A new study in Canada states that early stage breast cancer patients are getting too many pretreatment imaging tests. An average of four after diagnosis. That's a lot.
In my case I had a mammogram that went bad and led to an ultrasound followed by a biopsy and a diagnosis. Then my surgeon sent me for an MRI to confirm there was nothing else. Then two surgeries, chemo, radiation, and hormone treatment. At some point a couple years after radiation, I had a PET scan to confirm some aches and pains nothing - mostly because I was freaking out. Now I just have mammograms. As well as too many doctors wanting to check for lumps.
I am not sure what other tests I could have or should have had. Or needed. I think I got my share of radiation through all of that. So I am not sure what other screens I really needed.
But let's go back to the freak out I went through and a doctor sent me for what was probably an unneeded PET scan that found nothing. (I no longer see this doctor, my radiation oncologist, as she used to tell me I shouldn't work because I had cancer and my husband should support me fully and other stupid statements.) This makes me wonder how many other doctors send patients for unneeded scans just because the patient mistakenly believes they have metastases. The doctor does the easy thing and sends them for some test so they do not have to deal with the freak out part.

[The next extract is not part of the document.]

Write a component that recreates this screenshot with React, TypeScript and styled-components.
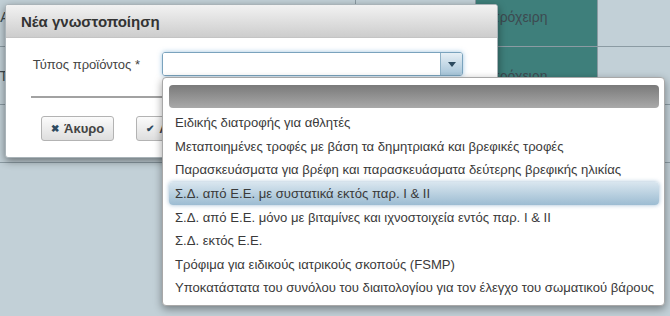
import React from 'react'
import styled, { createGlobalStyle } from 'styled-components'

const options = [
	'Ειδικής διατροφής για αθλητές',
	'Μεταποιημένες τροφές με βάση τα δημητριακά και βρεφικές τροφές',
	'Παρασκευάσματα για βρέφη και παρασκευάσματα δεύτερης βρεφικής ηλικίας',
	'Σ.Δ. από Ε.Ε. με συστατικά εκτός παρ. I & II',
	'Σ.Δ. από Ε.Ε. μόνο με βιταμίνες και ιχνοστοιχεία εντός παρ. I & II',
	'Σ.Δ. εκτός Ε.Ε.',
	'Τρόφιμα για ειδικούς ιατρικούς σκοπούς (FSMP)',
	'Υποκατάστατα του συνόλου του διαιτολογίου για τον έλεγχο του σωματικού βάρους',
]

const ACTIVE = 3

const rows = [
	{ height: 58, cells: ['ΑΑ', 'Ειδικές', 'πρόχειρη', ''] },
	{ height: 57, cells: ['ΤΤ', 'Ειδικές', 'πρόχειρη', ''] },
	{ height: 57, cells: ['', '', '', ''] },
]

const App = () => {
	return (
		<>
			<GlobalStyle />
			<Page>
				<Backdrop>
					{rows.map((row, r) => (
						<Row key={r} $height={row.height}>
							{row.cells.map((text, c) => (
								<Cell key={c} $teal={c === 2} $indent={c === 0}>
									{text}
								</Cell>
							))}
						</Row>
					))}
				</Backdrop>

				<Dialog>
					<DialogHeader>Νέα γνωστοποίηση</DialogHeader>
					<DialogBody>
						<FormRow>
							<Label>Τύπος προϊόντος *</Label>
							<SelectBox>
								<SelectValue />
								<SelectArrow>
									<svg width="8" height="5" viewBox="0 0 8 5">
										<path d="M0 0H8L4 5Z" fill="#2c4a5f" />
									</svg>
								</SelectArrow>
							</SelectBox>
						</FormRow>
						<Rule />
						<Buttons>
							<Button>
								<ButtonIcon>✖</ButtonIcon>Άκυρο
							</Button>
							<Button>
								<ButtonIcon>✔</ButtonIcon>Αποθήκευση
							</Button>
						</Buttons>
					</DialogBody>
				</Dialog>

				<Dropdown>
					<Placeholder />
					{options.map((label, i) => (
						<Option key={label} $active={i === ACTIVE}>
							{label}
						</Option>
					))}
				</Dropdown>
			</Page>
		</>
	)
}

const GlobalStyle = createGlobalStyle`
	html, body {
		margin: 0;
		padding: 0;
		background: #c2d0d7;
	}
	body {
		font-family: 'Liberation Sans', Arial, sans-serif;
		font-size: 13px;
		color: #333;
	}
`

const Page = styled.div`
	position: relative;
	width: 670px;
	height: 316px;
	overflow: hidden;
	background: #c2d0d7;
`

const Backdrop = styled.div`
	display: flex;
	flex-direction: column;
	margin-top: -12px;
`

const Row = styled.div<{ $height: number }>`
	display: grid;
	grid-template-columns: 355px 120px 122px 1fr;
	height: ${({ $height }) => $height}px;
	border-bottom: 1px solid #8b9ba3;
`

const Cell = styled.div<{ $teal: boolean; $indent: boolean }>`
	display: flex;
	align-items: center;
	padding-left: ${({ $indent }) => ($indent ? '0' : '14px')};
	text-indent: ${({ $indent }) => ($indent ? '-9px' : '0')};
	color: #3d4a50;
	font-size: 14px;
	background: ${({ $teal }) => ($teal ? '#3e7f7b' : 'transparent')};
	border-left: ${({ $indent }) => ($indent ? 'none' : '1px solid #8b9ba3')};
	overflow: hidden;
	white-space: nowrap;
`

const Dialog = styled.div`
	position: absolute;
	left: 5px;
	top: 4px;
	width: 491px;
	height: 152px;
	background: #fff;
	border: 1px solid #a9b3b8;
	border-radius: 3px;
	box-shadow: 0 3px 9px rgba(0, 0, 0, 0.45);
	overflow: hidden;
`

const DialogHeader = styled.div`
	display: flex;
	align-items: center;
	height: 32px;
	padding-left: 15px;
	background: linear-gradient(#f2f2f2, #cdcdcd);
	border-bottom: 1px solid #c4c4c4;
	font-size: 15px;
	font-weight: bold;
	color: #333;
`

const DialogBody = styled.div`
	display: flex;
	flex-direction: column;
	padding: 14px 24px 0 24px;
`

const FormRow = styled.div`
	display: grid;
	grid-template-columns: 112px 301px;
	column-gap: 20px;
	align-items: center;
`

const Label = styled.div`
	text-align: right;
	padding-right: 2px;
	color: #444;
`

const SelectBox = styled.div`
	display: flex;
	height: 24px;
	border: 1px solid #7aa3bd;
	border-radius: 3px;
	box-sizing: border-box;
	box-shadow: 0 0 5px rgba(82, 150, 200, 0.55);
	overflow: hidden;
`

const SelectValue = styled.div`
	flex: 1;
	background: #fff;
`

const SelectArrow = styled.div`
	display: flex;
	align-items: center;
	justify-content: center;
	width: 21px;
	border-left: 1px solid #8fb1c6;
	background: linear-gradient(#e6eff5, #a7c5d9);
`

const Rule = styled.div`
	height: 2px;
	margin: 20px 0 18px 1px;
	background: #a2a2a2;
`

const Buttons = styled.div`
	display: flex;
	gap: 22px;
	padding-left: 11px;
`

const Button = styled.div`
	display: flex;
	align-items: center;
	gap: 5px;
	height: 25px;
	padding: 0 9px;
	box-sizing: border-box;
	border: 1px solid #b3b3b3;
	border-radius: 3px;
	background: linear-gradient(#fbfbfb, #dedede);
	font-weight: bold;
	color: #444;
	white-space: nowrap;
`

const ButtonIcon = styled.span`
	font-size: 10px;
	color: #2e4a60;
`

const Dropdown = styled.div`
	position: absolute;
	left: 162px;
	top: 77px;
	width: 503px;
	height: 229px;
	box-sizing: border-box;
	padding: 7px 5px 0 6px;
	background: #fff;
	border: 1px solid #a8a8a8;
	border-radius: 4px;
	box-shadow: 0 3px 8px rgba(0, 0, 0, 0.4);
	display: flex;
	flex-direction: column;
`

const Placeholder = styled.div`
	height: 23px;
	margin-bottom: 3px;
	border-radius: 4px;
	background: linear-gradient(#7a7a7a, #a9a9a9);
`

const Option = styled.div<{ $active: boolean }>`
	display: flex;
	align-items: center;
	height: 23.6px;
	padding-left: 6px;
	border-radius: 4px;
	white-space: nowrap;
	font-size: 13.1px;
	color: #3a3a3a;
	background: ${({ $active }) => ($active ? 'linear-gradient(#d9e6ef, #9cbcd2)' : 'transparent')};
	box-shadow: ${({ $active }) => ($active ? '0 0 4px rgba(90, 140, 180, 0.6)' : 'none')};
`

export default App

In my opinion this goes back to the bedside manner stuff that isn't very present in medical school. If a patient is stressed about something, I do not think that sending someone for scans is always the right way to resolve the issue. I think it deserves an in depth conversation that includes the current screening standards, odds of their being an issue, and how to cope with the stress.
I asked my back pain doctor about more scans for my back as it had been five years since my last spine MRI. His response was there is no need for one as nothing indicated anything had changed. I can live with that kind of response. It keep me from being stressed - no indication of any changes. What if that my radiation oncologist had started a conversation with me about reasons the PET scan was not indicated?
In view of increased medical over spending and over treatment concerns, more conversations are warranted instead of more testing.